Unless social media is complete anathema to you then you probably already know that Emma Twyford climbed Unjustified at Malham on Sunday, making her the first female to climb a British 8c.
This achievement beats her previous hardest redpoint, Predator (8b) in 2011, by two grades. So far this year she'd been making the headlines for her trad climbing and E7 flashes.
Starting from the Catwalk, Unjustified initially climbs Something Stupid (7b), clipping the chain on the way past, before moving steeply out right on the undercuts to make the crux pull on to the headwall.
DMM spoke to Emma to get the story behind her ascent and find out what took her so long to finish a route she was doing in two overlapping halves back in 2012.
You nearly called the day's climbing off?
I set off in my van on my own at seven in the morning from Llanberis to meet Toby Dunn coming from Sheffield, but when I got to Chester Services it was chucking it down. I tried calling him to cancel it but couldn't get through, so carried on. I was pretty miserable because I kept thinking of this crucial hold just above the Something Stupid chain that gets wet from seepage.
It was still raining when we got to Malham but luckily the rain wasn't blowing on to the crag. Two guys that turned up after us had brought umbrellas in town which I wish we'd done. Fortunately the rain eased off as we got on with it.
Did you expect to do it that session?
I thought I had a chance as on Monday and Tuesday as I was managing to get through the crux from the ground for the first time. But I also knew that after warming up my skin would only let me have two redpoint attempts. I got it on my first go even though I messed up my foot sequence on Something Stupid.
This year I'd found that something as ridiculously subtle as slightly twisting my left leg on the crux made a big difference leaving the undercuts and having a stronger core when I arrived at them was useful. A curry and a glass of port the previous night also probably helped.

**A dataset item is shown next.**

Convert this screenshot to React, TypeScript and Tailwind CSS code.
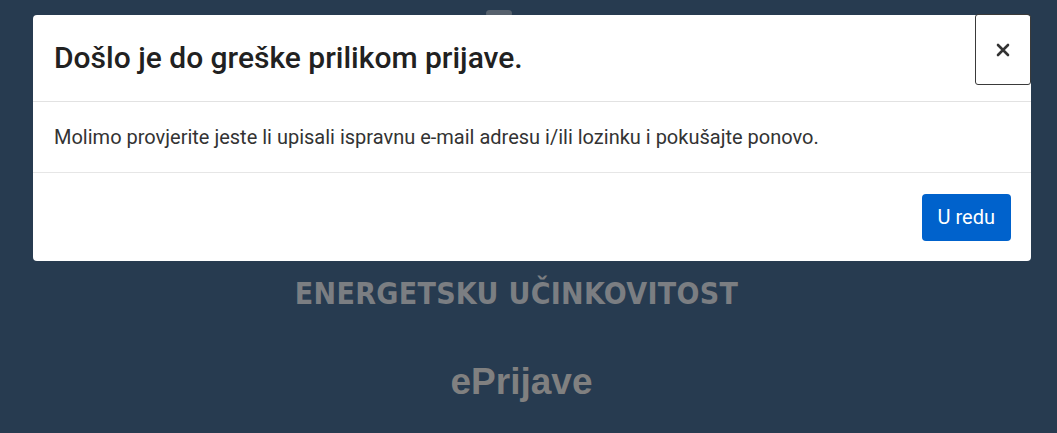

You've got a lot of previous history with Unjustified?
That's true. I first got on it in 2011, around the time I did Predator and then tried it for a short while in 2012 when I was managing it in two overlapping halves before losing motivation to keep trying it.
I'd moved to north Wales and I wasn't enjoying the process anymore. I felt I was making the trip over there just because it was 8c and not because it's a great route. I was thinking 'oh my God' I've got to climb Something Stupid again. I was sick of the drive and felt jaded. I had a brief look at it again in March this year when Alex Megos was over and then came back to it in May.
So what's different about Emma in 2012 and 2014?
I was probably fitter back then but not as strong. I'm bouldering better and I've been doing a lot more core work-outs. Normally for Malham I'd have done a lot of fingerboard training but I haven't done that this year.
The only notable sport climbing I've done recently is a retro flash of Bad Bad Boy (7c+). But I have been getting savagely pumped on E7's. Perhaps this year I've learnt to fight through the imperfections and not just drop off. This time round I had a totally different mindset. I was excited to be trying it again and enjoying the effort. Not being tied to a project last year was definitely good for me. I'm lighter now and I definitely have more energy because I cut out gluten three months ago.
How did you feel when Hazel Findlay pipped you to becoming the first British woman to climb 8c with her ascent of Fish Eye in Spain?
If I'm honest I had mixed emotions about it. I think the smart money would have always been on Hazel to do it. Obviously I was pleased for her but I also felt disappointed with myself because I'd been so close to Unjustified in 2012. It made me wonder if I should have just persevered, even though I'd have hated the route and felt like I'd sold a little bit of my soul.
There's been some mutterings that Unjustified is hard 8b+ rather than 8c?
There doesn't seem to be a consistency of opinion about this. It's been 8c for over ten years. People seem to forget everyone has got stronger and fitter, with the general standard going up, compared to when it was first done. It's taken some good climbers a long time to do it.
I've heard the crux being given V6 by one person and V8 by another. I flash V6's and normally do V8's first or second go. It took me at least a couple of sessions and a lot of refinement to consistently be able to do the crux on this route. Megos took around five go's over two days and he didn't seem to disagree with the grade. The heel hook move after the crux has recently got harder since a bit of the flake has broken off.
Why is British 8c so special?
Not having settled weather makes it difficult to make plans and conditions can be so fickle. You just have to play it by ear. Also unless you're a full-time climber or taking some time out from work you have to hope you can fit the times when the route is in good nick around your job.
If I was to generalise, say compared to continental sport routes, hard British sport always seems a bit more intricate, with tenuous footholds, no decent rests and sequences that aren't obvious even when they're chalked.
The obvious question is 8c+ next?
Of course I'd like to give it a go but I might consolidate a bit more first. If I was to try 8c+ I think it'd be abroad for the weather. I'd like to try The Beast (8c) at the Diamond but there's such a small window of opportunity to get on it. You almost have to be better than the route itself. Everyone who has done The Brute (8b) down there is at least an 8c climber.